Dava Sobel has carved a niche for herself as a writer who employs narrative and biography to present archaic and complicated theories in an engaging and accessible manner. After making her name as an award-winning science reporter for The New York Times, she published Longitude, her first book in this style, in 1995. In it she described the long quest of the eighteenth-century British clockmaker John Harrison to build the perfect chronometer, and his fight to claim the national prize for measuring longitude, which had so far baffled navigators. The bold subtitle immediately proclaimed Sobel’s approach, as if in deliberate defiance of academic modesty or complexity: “The True Story of a Lone Genius Who Solved the Greatest Scientific Problem of His Time.”

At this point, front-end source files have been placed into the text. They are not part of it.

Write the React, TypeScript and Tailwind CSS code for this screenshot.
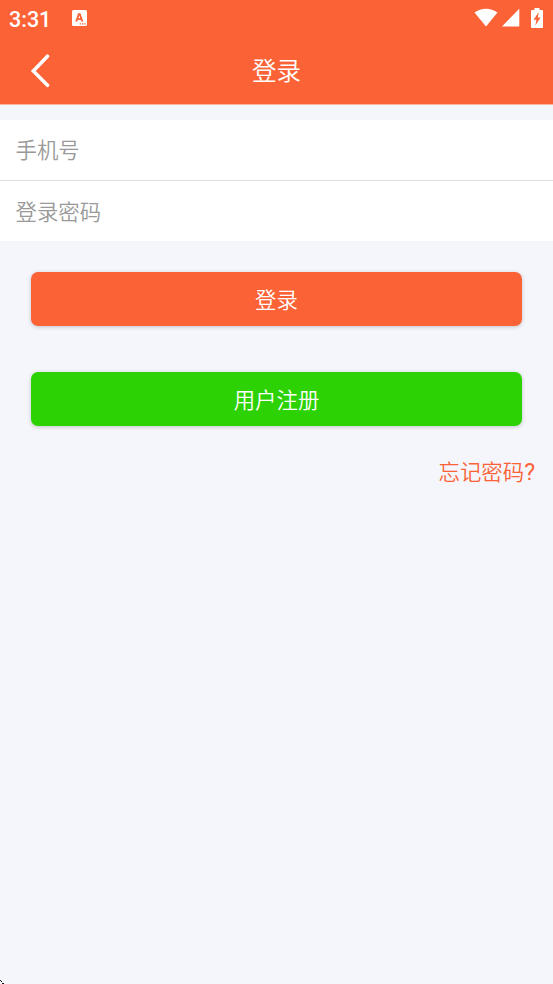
import { useState } from "react";
import type { FormEvent } from "react";

const StatusBar = () => {
  return (
    <div className="flex h-[37px] items-center justify-between pl-[9px] pr-[10px] text-white">
      <div className="flex items-center gap-[21px]">
        <span className="font-[Roboto] text-[21.5px] font-medium leading-[37px] pt-px">
          3:31
        </span>
        <svg className="-mt-px" width="15" height="16" viewBox="0 0 15 16">
          <rect width="15" height="16" rx="1.5" fill="#fff" />
          <path
            d="M3.3 11.5 6.1 3.3H8.5L11.3 11.5H9.3L8.8 9.9H5.8L5.3 11.5ZM6.4 8.2H8.2L7.3 5.3Z"
            fill="#fb6337"
          />
          <path
            d="M7.7 13.2h1.4v1.4H7.7zM10 13.2h1.4v1.4H10zM12.3 13.2h1.4v1.4h-1.4z"
            fill="#fb6337"
          />
        </svg>
      </div>
      <div className="-mt-0.5 flex items-center">
        <svg width="24" height="19" viewBox="0 0 24 19" fill="#fff">
          <path d="M0.5 4.6C7 -0.7 17 -0.7 23.5 4.6L12 18.6Z" />
        </svg>
        <svg className="ml-1" width="18" height="19" viewBox="0 0 18 19" fill="#fff">
          <path d="M17.3 0.8V18.5H0Z" />
        </svg>
        <svg className="ml-[11px]" width="12" height="20" viewBox="0 0 12 20">
          <path
            d="M3.5 0h5v2H11q1 0 1 1v16q0 1-1 1H1q-1 0-1-1V3q0-1 1-1h2.5Z"
            fill="#fff"
          />
          <path d="M7.8 4 2.6 11.8h2.8L4.4 17.5 9.6 9.6H6.8Z" fill="#fb6337" />
        </svg>
      </div>
    </div>
  );
};

const Header = () => {
  return (
    <header className="h-[105px] border-b border-[#fdb5a0] bg-[#fb6337]">
      <StatusBar />
      <div className="grid h-[67px] grid-cols-[80px_1fr_80px] items-center text-white">
        <button type="button" aria-label="返回" className="pl-[30px]">
          <svg width="20" height="34" viewBox="0 0 20 34">
            <path
              d="M17.5 2.2 3.3 17 17.5 31.3"
              fill="none"
              stroke="#fff"
              strokeWidth="3.5"
              strokeLinecap="round"
            />
          </svg>
        </button>
        <h1 className="pb-0.5 text-center text-[24.5px] font-[350] leading-[36px]">
          登录
        </h1>
      </div>
    </header>
  );
};

export default function App() {
  const [phone, setPhone] = useState("");
  const [password, setPassword] = useState("");

  const handleSubmit = (e: FormEvent) => {
    e.preventDefault();
  };

  return (
    <main className="flex min-h-screen flex-col bg-[#f5f6fc] font-['Noto_Sans_CJK_SC',sans-serif] font-[350]">
      <Header />
      <form className="mt-[15px] flex flex-col" onSubmit={handleSubmit}>
        <div className="flex flex-col bg-white">
          <input
            type="tel"
            placeholder="手机号"
            value={phone}
            onChange={(e) => setPhone(e.target.value)}
            className="h-[61px] border-b border-[#dddddd] px-[15.5px] pb-[3px] text-[21.4px] outline-none placeholder:text-[#999999]"
          />
          <input
            type="password"
            placeholder="登录密码"
            value={password}
            onChange={(e) => setPassword(e.target.value)}
            className="h-[60px] px-[15.5px] pb-0.5 text-[21.4px] outline-none placeholder:text-[#999999]"
          />
        </div>
        <div className="mt-[31px] flex flex-col gap-[46px] px-[31px] text-[21.4px] text-white">
          <button
            type="submit"
            className="h-[54px] rounded-[7px] bg-[#fb6337] shadow-[0_1px_4px_rgba(0,0,0,0.2)]"
          >
            登录
          </button>
          <button
            type="button"
            className="h-[54px] rounded-[7px] bg-[#2cd203] shadow-[0_1px_4px_rgba(0,0,0,0.2)]"
          >
            用户注册
          </button>
        </div>
        <a
          href="#"
          className="mt-[29px] mr-[18px] self-end text-[21.4px] leading-8 text-[#fb6337]"
        >
          忘记密码<span className="font-[Roboto] text-[23px] font-normal">?</span>
        </a>
      </form>
      <svg className="mt-auto" width="4" height="4" viewBox="0 0 4 4">
        <path d="M0 0h1v1H0zM1 1h1v1H1zM2 3h2v1H2z" fill="#111" />
      </svg>
    </main>
  );
}
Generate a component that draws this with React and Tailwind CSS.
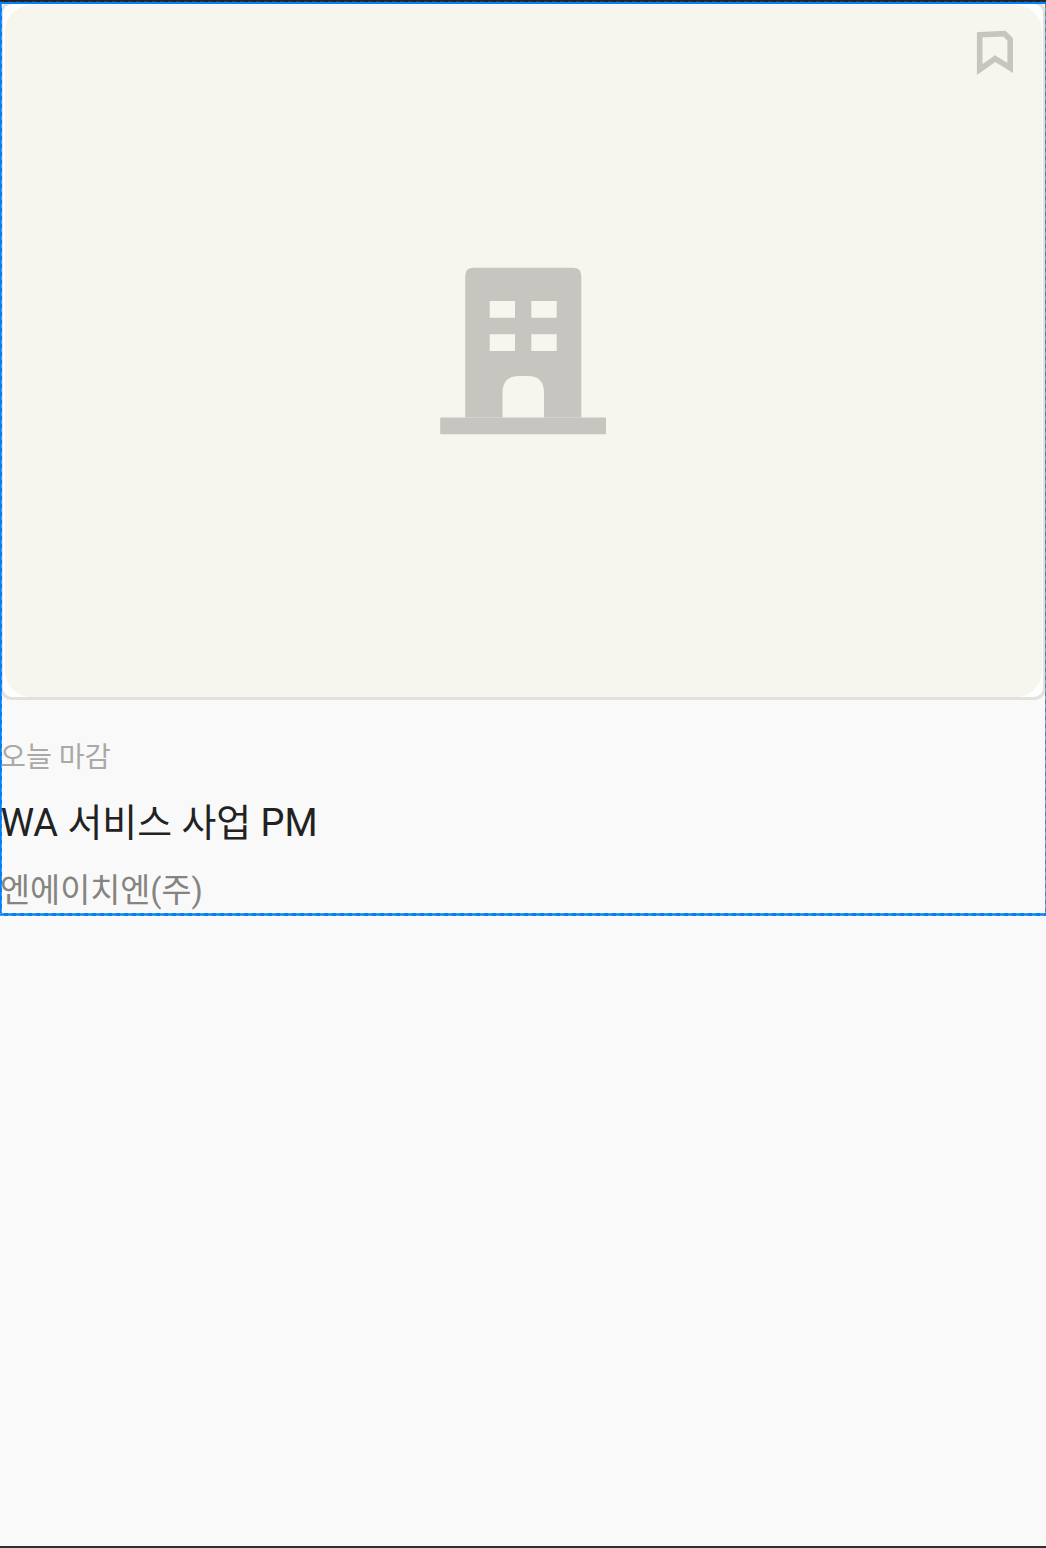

A similar use of a popular, but in this case more intimate, narrative genre marked Galileo’s Daughter, in 1999, announced as “A Drama of Science, Faith and Love.” Here Sobel skillfully used the relationship between the astronomer and his daughter, the nun Maria Celeste, to give an emotional and personal context to the controversies that surrounded his astronomical work. Six years later came The Planets, in which Sobel mixed recent scientific data with several different kinds of storytelling: myth, astrology, folk tales, and science fiction. What, one asks, would she do with Copernicus?
As her subtitle suggests, this time Sobel centers on the idea of revolution, astronomical and earthly. She dramatizes challenges to orthodoxy, not only in the overturning of prevailing views of the cosmos in Copernicus’s epoch-making De revolutionibus orbium coelestium (On the Revolutions of the Celestial Spheres) of 1543, but in the turmoil of religious debate, European politics and conflicts, and the personal and sexual lives of Copernicus and his contemporaries. In so doing, she presents Europe in the early sixteenth century as a world alight with ideas yet held back by vested interests and self-regarding, oppressive institutions.
At its heart, her book is literally a drama. It began, she explains, with her writing the two-act play that forms its centerpiece, an imaginative reconstruction of the relationship between the aging Copernicus and his young devotee Georg Joachim Rheticus, who traveled five hundred miles from Wittenberg in Saxony to northern Poland to visit the master, and who persuaded him, eventually, to publish his great work. As Sobel admits, “No one knows what Rheticus said to change Copernicus’s mind about going public.” Her play, drawing on letters and treatises, is a response to this dilemma. It was originally intended to stand alone—and has indeed been performed several times—but it appears here embedded within a more conventional, documented narrative.
The mixture of genres makes A More Perfect Heaven an interesting experiment, a triptych where the action springs to life in the central section, preceded by an account of the generation of De revolutionibus, and followed by an equally interesting story of its aftermath and influence. Early in the book, establishing …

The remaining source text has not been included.